Mal Reynolds has a ship and a crew, but he doesn't have a cargo. After acquiring one from the Alliance, his attempts to get shot of it come to naught when his contact explains that the produce is marked for the Alliance, and Mal must find a new buyer, and some passengers to keep afloat. Sadly, his new passengers are about to cause nothing but trouble.

For once, I'm forced to agree with Fox. While I'm not with them on their decision to cancel Firefly, this pilot isn't really all it could be. Okay, so showing it now after 10 episodes of the series is unlikely to help matters, but the explanation of how the crew arrived on board the ship is better told in flashbacks like those in Out of Gas rather than seen in living technicolour here. The war sequence with Mal and Zoe is fairly tedious and superfluous, and some of the other introductory passages slow the pace of the episode badly and make it quite heavy going. The second pilot was a stronger lead-in to a series.

Returning to my earlier point, the positioning doesn't help. Most of what we find out about Inara, Jayne, Kaylee, Simon, River and company is stuff we've already picked up from watching the other episodes, so their secrets come as no shock to anyone who's been paying attention. Most of the story revolves around discovering that one of the new passengers isn't who he appears (ooh, guess which one?), and that Simon's smuggled his sister on board in a packing crate. Neither of these is likely to amaze anyone who's seen an episode, and I'd rather learn more about Mal, or about how Zoe and Wash's past.
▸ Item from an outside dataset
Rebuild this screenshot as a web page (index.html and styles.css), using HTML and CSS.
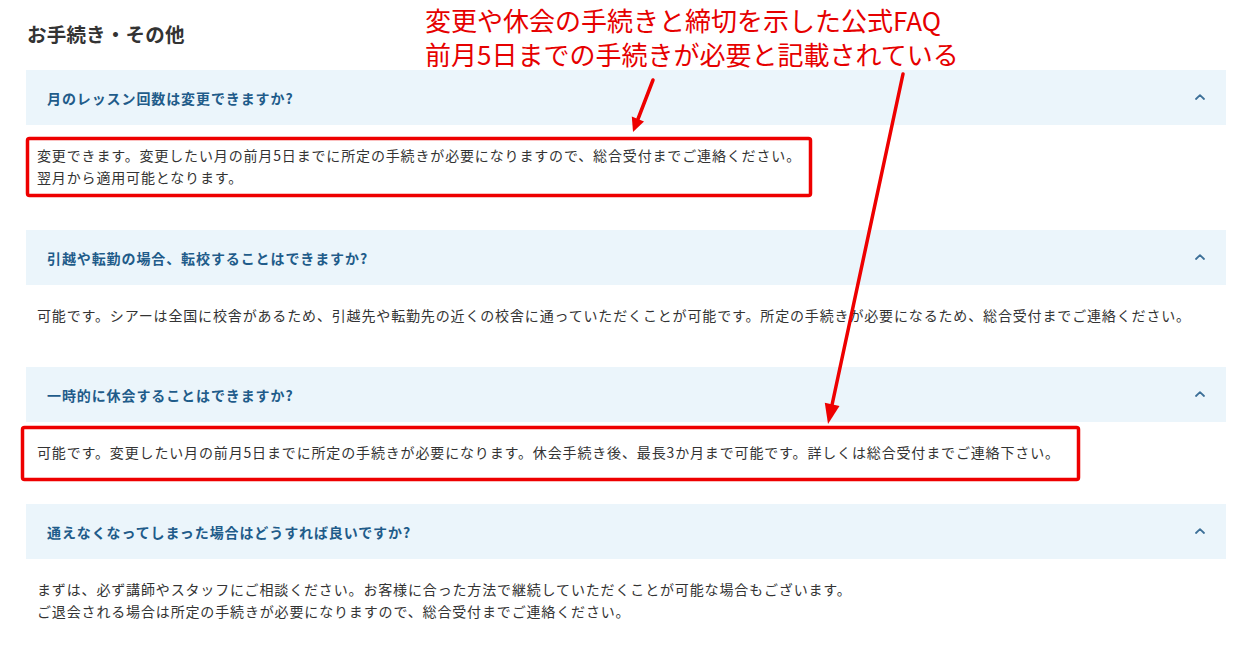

While the actors do seem on form and settling in nicely here (although Simon's a little more gung-ho than he's been before), it's difficult to be interested in a slow-moving story where the major twists involve things we're already aware of.

As a pilot, yes, it introduces all the elements into the series pretty smoothly, although the surprise appearance of the Reapers towards the end seems to be a little too much after getting the crew, the Alliance, and some criminals Mal knows from past deals. They're clearly there as a little taster of the nasties to come, as we never learn just why they're so feared, but again it's all water under the bridge at this point. This pilot might have been fine at the start of the series, but turning up now just as the show comes to a close, it seems anachronistic and pointless. It also lacks some of the snappy Joss Whedon humour we've come to expect, even if there is the occasional flash of the old magic. Zoe's line "Excuse me captain, but I need this man to rip my clothes off" is simply superb, but it's a drop in an overly large ocean of bits and pieces that have little use now. A shame, really, and I'm willing to believe this episode is better than it appears now, but there's not really a lot of point in sitting through it.